Alexis d’ Toqueville and Frederick Law Olmsted both wrote about the contrast between the industry and prosperity of the North and the “lazy poverty” of the South in books that are still available to modern readers. The very large revenues produced by Southern cotton exports went to only a tiny minority of Southern whites, and rich whites in the South tended to dissipate their fortunes in ways that would have drawn social condemnation if practiced in the North, where “industry and thrift” were cherished cultural values.

JP Morgan’s Southern tour ended in May of 1860. JP spent the spring and summer of ’61 working for Peabody and Company in New York.
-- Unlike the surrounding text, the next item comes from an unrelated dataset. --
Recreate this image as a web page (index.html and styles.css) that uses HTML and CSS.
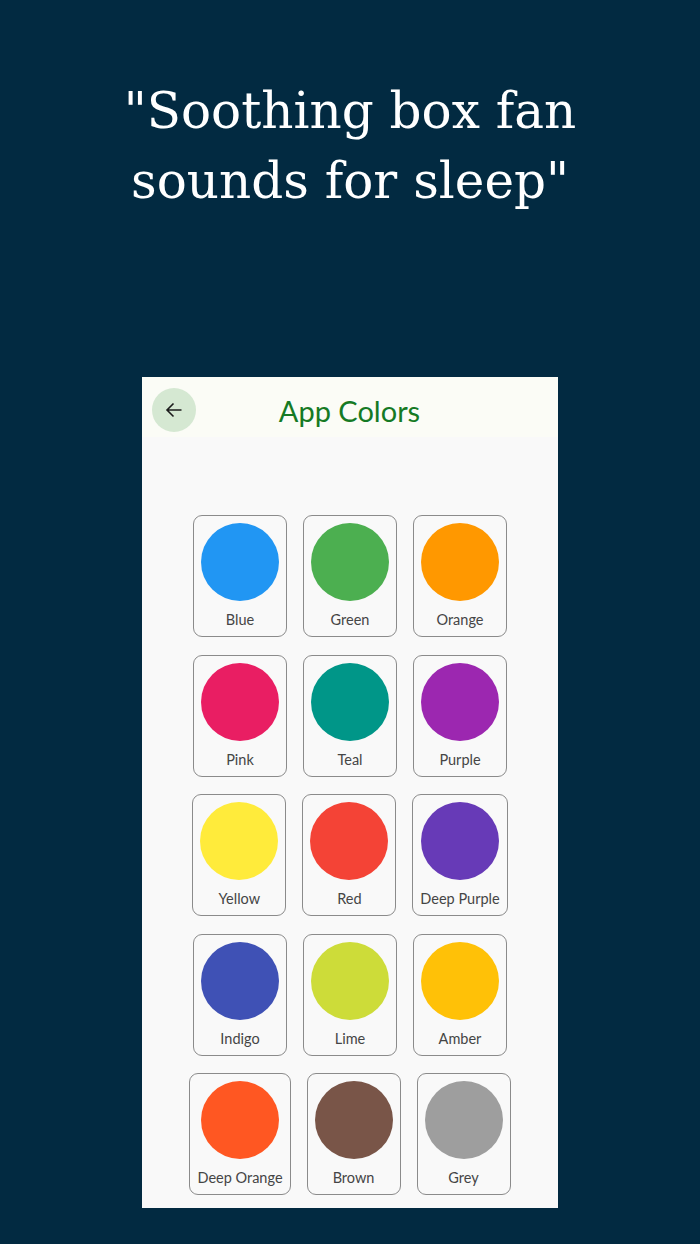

While he was there got involved in a business deal that attracted some criticism.

The US government was spending a lot of money arming its troops for the war, and a businessman named Arthur Eastman offered to upgrade some five thousand obsolete rifles in a government warehouse to current Army standards. The ordinance chief in charge of the guns refused his offer, but agreed to sell him the old guns for $17,500. Meanwhile another businessman negotiated with Union General John C. Fremont (who had run for President in ’56) for the purchase of five thousand reconditioned rifles at a total price of $110,000.

Eastman and his partner didn’t have the money to buy the rifles and pay for the upgrades, so they asked Morgan to finance the deal, which he did for a $5,000 fee. The deal was perfectly legal, but it did demonstrate that Morgan and his associates were not particularly patriotic, and that they put their own financial interests ahead of the war effort.

It also shows a contrast between Morgan’s attitude and that of self-made men like Andrew Carnegie. While Carnegie was neglecting his more profitable businesses to keep the trains of the Pennsylvania Railroad running on time, as a contribution to the war effort, Morgan and his partners were taking advantage of bureaucratic incompetence to make a quick financial score.

In 1862 formed a New York company that worked closely with Peabody and Company matching up British investors with investment opportunities in the US.